## DATA EXCERPT
+++

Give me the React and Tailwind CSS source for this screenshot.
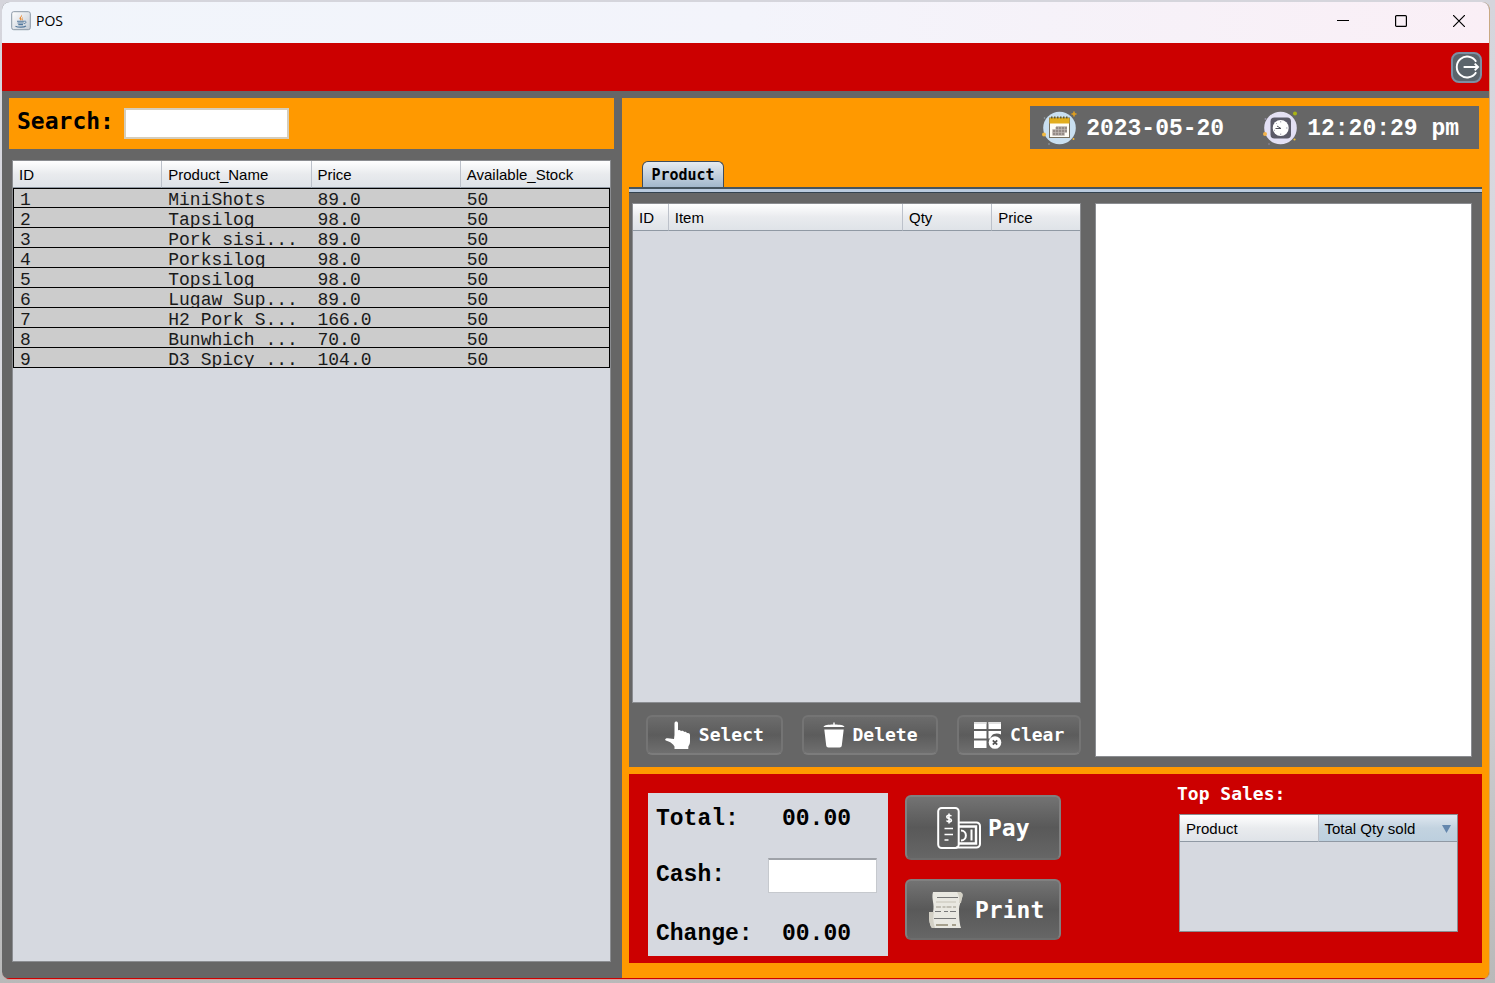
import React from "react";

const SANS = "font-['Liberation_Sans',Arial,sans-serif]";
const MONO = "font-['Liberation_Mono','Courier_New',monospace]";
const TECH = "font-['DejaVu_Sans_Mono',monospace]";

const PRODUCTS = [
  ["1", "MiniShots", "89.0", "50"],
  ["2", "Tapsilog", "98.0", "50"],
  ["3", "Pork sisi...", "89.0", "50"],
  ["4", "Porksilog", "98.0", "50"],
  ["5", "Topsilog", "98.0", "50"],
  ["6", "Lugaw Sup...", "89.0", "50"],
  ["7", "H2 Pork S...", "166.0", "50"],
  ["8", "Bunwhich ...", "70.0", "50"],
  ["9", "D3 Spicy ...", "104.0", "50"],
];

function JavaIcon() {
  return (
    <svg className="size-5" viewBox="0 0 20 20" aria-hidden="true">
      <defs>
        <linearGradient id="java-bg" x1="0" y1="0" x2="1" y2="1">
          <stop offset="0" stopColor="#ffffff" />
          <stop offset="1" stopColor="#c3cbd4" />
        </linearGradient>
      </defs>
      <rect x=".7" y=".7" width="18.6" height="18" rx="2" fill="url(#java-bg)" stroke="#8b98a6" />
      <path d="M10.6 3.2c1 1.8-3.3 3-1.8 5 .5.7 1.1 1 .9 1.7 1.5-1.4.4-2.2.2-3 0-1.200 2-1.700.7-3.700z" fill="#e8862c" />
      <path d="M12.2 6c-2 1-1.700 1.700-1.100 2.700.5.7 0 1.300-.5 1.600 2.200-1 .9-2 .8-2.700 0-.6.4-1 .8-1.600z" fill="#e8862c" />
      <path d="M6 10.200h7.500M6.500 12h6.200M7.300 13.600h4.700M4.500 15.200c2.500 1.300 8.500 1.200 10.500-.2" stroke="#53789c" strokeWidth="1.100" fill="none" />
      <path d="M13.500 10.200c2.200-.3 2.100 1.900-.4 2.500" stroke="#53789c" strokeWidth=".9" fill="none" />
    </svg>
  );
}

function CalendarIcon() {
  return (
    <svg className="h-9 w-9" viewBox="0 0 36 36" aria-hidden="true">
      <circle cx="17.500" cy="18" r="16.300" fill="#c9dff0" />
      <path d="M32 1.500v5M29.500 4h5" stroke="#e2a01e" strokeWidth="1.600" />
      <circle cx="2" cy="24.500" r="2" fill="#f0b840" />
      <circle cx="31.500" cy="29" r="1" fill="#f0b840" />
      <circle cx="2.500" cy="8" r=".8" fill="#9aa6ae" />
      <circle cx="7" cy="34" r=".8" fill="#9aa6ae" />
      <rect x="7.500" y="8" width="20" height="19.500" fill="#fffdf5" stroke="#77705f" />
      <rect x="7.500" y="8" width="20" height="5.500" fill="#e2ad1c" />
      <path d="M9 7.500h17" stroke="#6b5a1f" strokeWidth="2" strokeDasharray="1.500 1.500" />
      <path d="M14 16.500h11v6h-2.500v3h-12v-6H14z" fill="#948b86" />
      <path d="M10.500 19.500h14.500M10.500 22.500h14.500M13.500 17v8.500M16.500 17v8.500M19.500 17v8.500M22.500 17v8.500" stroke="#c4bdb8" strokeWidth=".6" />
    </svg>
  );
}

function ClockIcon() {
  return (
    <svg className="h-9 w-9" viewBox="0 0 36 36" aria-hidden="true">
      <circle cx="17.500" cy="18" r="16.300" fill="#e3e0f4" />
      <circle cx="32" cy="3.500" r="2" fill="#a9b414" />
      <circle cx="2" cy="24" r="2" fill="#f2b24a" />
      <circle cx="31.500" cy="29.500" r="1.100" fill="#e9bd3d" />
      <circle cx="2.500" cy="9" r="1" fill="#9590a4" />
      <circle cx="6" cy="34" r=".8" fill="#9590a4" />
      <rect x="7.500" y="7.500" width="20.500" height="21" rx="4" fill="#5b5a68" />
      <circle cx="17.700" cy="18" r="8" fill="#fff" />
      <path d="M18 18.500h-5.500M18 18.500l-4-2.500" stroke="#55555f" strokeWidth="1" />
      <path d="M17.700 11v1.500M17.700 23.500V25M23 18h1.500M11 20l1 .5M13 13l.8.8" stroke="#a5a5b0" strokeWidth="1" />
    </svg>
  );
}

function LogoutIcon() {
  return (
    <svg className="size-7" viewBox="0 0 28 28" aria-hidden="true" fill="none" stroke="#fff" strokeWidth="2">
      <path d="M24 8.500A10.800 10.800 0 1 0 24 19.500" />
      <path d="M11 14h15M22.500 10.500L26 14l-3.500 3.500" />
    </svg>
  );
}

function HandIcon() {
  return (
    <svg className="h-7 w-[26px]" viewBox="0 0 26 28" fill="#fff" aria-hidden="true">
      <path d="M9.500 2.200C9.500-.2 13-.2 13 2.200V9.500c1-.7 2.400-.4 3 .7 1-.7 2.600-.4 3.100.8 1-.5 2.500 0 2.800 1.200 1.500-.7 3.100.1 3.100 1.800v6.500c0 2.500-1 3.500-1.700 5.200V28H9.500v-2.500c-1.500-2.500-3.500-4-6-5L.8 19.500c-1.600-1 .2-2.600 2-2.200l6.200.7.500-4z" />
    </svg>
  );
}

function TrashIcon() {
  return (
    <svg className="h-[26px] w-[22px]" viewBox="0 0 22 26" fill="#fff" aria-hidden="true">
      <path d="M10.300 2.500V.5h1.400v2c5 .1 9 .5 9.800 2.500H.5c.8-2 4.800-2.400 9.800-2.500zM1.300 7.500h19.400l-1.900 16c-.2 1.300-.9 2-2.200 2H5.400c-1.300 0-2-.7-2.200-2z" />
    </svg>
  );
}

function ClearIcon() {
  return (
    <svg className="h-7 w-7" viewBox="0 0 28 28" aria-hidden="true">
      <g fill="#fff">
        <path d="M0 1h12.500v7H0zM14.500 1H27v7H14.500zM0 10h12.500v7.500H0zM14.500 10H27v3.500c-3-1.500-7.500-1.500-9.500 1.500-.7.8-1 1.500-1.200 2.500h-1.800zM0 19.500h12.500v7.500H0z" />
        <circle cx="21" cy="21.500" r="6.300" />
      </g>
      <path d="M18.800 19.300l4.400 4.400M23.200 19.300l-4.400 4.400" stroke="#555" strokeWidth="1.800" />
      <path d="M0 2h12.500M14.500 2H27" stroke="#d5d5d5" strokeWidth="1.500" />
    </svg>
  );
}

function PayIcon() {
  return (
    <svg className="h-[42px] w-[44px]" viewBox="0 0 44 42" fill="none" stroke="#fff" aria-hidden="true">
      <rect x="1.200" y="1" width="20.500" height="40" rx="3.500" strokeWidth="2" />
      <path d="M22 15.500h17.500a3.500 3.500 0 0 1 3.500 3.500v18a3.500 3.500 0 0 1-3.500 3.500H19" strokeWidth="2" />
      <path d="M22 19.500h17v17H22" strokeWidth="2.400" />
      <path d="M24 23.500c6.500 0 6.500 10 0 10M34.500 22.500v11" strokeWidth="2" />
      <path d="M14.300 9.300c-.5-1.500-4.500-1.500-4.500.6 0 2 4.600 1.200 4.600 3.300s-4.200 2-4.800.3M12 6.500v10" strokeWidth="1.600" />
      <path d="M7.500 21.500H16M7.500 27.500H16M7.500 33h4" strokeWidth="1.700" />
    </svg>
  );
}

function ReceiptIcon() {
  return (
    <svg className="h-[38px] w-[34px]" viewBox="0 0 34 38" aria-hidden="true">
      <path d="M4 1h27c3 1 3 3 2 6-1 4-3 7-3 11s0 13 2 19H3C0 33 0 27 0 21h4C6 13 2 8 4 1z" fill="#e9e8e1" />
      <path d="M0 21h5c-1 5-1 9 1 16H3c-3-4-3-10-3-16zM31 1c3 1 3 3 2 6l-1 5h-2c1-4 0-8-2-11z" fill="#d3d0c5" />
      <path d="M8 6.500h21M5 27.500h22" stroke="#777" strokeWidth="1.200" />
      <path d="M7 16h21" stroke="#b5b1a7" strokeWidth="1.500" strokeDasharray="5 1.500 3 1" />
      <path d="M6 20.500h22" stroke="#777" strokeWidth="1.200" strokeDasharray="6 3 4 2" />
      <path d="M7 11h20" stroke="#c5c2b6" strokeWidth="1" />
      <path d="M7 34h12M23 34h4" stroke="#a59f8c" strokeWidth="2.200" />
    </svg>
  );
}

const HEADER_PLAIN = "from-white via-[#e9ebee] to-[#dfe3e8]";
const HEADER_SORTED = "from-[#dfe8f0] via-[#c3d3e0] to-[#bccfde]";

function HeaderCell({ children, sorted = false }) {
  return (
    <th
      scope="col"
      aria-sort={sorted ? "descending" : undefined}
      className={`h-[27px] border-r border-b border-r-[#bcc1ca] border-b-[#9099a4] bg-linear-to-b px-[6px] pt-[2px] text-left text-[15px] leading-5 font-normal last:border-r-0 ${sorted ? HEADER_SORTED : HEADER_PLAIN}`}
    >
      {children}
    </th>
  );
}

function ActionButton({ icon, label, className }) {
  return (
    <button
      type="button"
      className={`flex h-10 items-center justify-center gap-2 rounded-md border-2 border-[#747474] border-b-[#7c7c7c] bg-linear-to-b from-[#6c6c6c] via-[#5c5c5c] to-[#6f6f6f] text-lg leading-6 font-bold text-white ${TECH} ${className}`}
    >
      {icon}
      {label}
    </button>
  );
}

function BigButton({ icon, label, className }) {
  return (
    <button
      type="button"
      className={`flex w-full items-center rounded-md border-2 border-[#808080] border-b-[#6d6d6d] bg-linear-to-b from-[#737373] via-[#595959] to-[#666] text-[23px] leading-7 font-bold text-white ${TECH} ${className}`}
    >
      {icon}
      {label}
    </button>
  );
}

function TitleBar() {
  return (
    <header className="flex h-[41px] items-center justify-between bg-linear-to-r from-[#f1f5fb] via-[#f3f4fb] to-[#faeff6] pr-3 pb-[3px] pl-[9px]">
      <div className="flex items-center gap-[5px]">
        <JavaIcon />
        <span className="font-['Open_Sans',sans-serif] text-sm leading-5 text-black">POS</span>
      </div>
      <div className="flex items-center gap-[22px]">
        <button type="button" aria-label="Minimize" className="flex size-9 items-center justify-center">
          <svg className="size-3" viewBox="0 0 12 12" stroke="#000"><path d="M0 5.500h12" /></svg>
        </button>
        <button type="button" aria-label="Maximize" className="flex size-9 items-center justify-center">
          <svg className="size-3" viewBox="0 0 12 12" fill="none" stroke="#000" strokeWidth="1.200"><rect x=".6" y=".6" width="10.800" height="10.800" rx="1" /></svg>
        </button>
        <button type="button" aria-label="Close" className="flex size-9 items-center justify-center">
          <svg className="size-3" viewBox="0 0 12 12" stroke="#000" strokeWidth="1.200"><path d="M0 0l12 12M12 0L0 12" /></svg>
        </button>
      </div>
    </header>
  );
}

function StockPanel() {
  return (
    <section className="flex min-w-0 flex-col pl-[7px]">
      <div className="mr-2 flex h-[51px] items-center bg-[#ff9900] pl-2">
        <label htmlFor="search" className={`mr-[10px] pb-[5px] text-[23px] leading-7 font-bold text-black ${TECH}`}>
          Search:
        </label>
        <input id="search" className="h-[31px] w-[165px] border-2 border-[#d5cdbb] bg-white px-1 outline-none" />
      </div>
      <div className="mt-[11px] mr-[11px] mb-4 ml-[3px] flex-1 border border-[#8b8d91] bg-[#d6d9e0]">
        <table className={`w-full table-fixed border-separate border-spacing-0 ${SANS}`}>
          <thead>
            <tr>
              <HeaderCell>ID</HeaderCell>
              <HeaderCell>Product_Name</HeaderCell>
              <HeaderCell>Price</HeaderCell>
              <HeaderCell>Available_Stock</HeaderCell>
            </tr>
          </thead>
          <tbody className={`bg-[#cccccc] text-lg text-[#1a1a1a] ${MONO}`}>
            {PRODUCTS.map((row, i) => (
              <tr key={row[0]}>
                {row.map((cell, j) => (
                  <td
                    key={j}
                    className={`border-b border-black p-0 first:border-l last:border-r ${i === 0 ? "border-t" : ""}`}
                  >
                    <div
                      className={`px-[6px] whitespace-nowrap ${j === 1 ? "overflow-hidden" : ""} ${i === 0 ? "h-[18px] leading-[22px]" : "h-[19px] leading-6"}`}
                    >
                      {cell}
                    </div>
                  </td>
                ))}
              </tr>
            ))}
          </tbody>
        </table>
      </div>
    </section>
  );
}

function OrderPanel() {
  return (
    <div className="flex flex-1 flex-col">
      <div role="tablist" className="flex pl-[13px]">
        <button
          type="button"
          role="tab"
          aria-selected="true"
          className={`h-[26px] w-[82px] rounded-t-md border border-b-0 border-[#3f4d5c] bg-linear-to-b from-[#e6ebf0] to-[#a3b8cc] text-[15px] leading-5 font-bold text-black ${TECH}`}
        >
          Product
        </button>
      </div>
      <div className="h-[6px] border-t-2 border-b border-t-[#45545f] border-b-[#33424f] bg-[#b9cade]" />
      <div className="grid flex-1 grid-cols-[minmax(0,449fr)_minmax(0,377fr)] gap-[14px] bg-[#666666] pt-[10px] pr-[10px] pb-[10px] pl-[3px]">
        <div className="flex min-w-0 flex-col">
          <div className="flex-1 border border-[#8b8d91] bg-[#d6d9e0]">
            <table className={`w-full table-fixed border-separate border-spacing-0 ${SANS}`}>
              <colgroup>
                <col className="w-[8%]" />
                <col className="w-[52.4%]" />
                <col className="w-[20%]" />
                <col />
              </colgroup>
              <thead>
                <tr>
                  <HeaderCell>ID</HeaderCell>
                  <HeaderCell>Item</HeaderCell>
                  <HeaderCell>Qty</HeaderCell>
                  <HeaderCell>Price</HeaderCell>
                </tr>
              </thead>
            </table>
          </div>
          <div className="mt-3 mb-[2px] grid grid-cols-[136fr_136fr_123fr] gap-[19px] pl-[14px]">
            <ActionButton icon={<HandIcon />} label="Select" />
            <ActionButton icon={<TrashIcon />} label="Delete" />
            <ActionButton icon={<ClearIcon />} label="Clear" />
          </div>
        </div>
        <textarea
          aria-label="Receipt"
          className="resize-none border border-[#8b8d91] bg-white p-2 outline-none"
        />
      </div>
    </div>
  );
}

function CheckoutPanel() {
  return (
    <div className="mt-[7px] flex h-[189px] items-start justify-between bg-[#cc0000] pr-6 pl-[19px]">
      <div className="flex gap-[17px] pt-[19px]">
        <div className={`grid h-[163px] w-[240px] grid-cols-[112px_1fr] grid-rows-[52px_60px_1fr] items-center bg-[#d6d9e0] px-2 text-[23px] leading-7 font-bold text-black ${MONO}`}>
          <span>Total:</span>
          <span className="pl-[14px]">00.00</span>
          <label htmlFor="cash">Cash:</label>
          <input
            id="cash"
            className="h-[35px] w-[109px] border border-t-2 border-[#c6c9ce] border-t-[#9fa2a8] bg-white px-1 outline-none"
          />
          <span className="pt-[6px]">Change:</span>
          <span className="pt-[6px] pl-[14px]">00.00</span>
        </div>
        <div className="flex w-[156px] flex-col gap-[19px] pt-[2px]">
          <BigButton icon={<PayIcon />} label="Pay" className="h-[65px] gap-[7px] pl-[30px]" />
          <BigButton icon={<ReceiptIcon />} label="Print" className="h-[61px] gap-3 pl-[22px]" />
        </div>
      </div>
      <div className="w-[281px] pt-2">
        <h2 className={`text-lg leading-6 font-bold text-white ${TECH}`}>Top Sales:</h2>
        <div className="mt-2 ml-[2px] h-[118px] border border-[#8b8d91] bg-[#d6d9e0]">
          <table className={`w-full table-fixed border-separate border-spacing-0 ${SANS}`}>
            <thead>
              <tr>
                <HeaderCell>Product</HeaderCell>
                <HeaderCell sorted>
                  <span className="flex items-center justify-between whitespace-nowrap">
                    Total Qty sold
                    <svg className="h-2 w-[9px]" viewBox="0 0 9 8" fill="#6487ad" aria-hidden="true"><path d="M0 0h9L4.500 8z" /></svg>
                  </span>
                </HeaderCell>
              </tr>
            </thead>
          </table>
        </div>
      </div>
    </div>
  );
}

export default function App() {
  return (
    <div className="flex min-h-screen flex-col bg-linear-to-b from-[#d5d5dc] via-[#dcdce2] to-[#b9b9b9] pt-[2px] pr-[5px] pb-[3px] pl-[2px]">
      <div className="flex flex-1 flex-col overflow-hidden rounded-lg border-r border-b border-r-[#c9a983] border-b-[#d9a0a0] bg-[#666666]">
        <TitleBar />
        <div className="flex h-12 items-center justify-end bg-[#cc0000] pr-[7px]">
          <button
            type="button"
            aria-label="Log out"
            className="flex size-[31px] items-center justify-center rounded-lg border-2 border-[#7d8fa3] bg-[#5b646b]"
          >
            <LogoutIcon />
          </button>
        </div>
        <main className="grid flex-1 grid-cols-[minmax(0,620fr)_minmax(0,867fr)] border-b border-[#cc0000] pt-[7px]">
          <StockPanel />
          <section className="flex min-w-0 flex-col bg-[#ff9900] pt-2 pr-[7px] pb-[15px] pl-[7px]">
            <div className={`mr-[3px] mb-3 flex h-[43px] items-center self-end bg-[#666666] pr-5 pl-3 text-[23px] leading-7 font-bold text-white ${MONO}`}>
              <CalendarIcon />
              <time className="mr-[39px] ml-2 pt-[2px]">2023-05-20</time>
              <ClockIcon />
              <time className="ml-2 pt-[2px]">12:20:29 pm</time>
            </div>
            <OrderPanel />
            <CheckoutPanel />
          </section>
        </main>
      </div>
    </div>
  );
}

+++

## PROBLEM
Using the material above, gather every line that includes "React".

## SOLUTION TO THE EXERCISE
Give me the React and Tailwind CSS source for this screenshot.
import React from "react";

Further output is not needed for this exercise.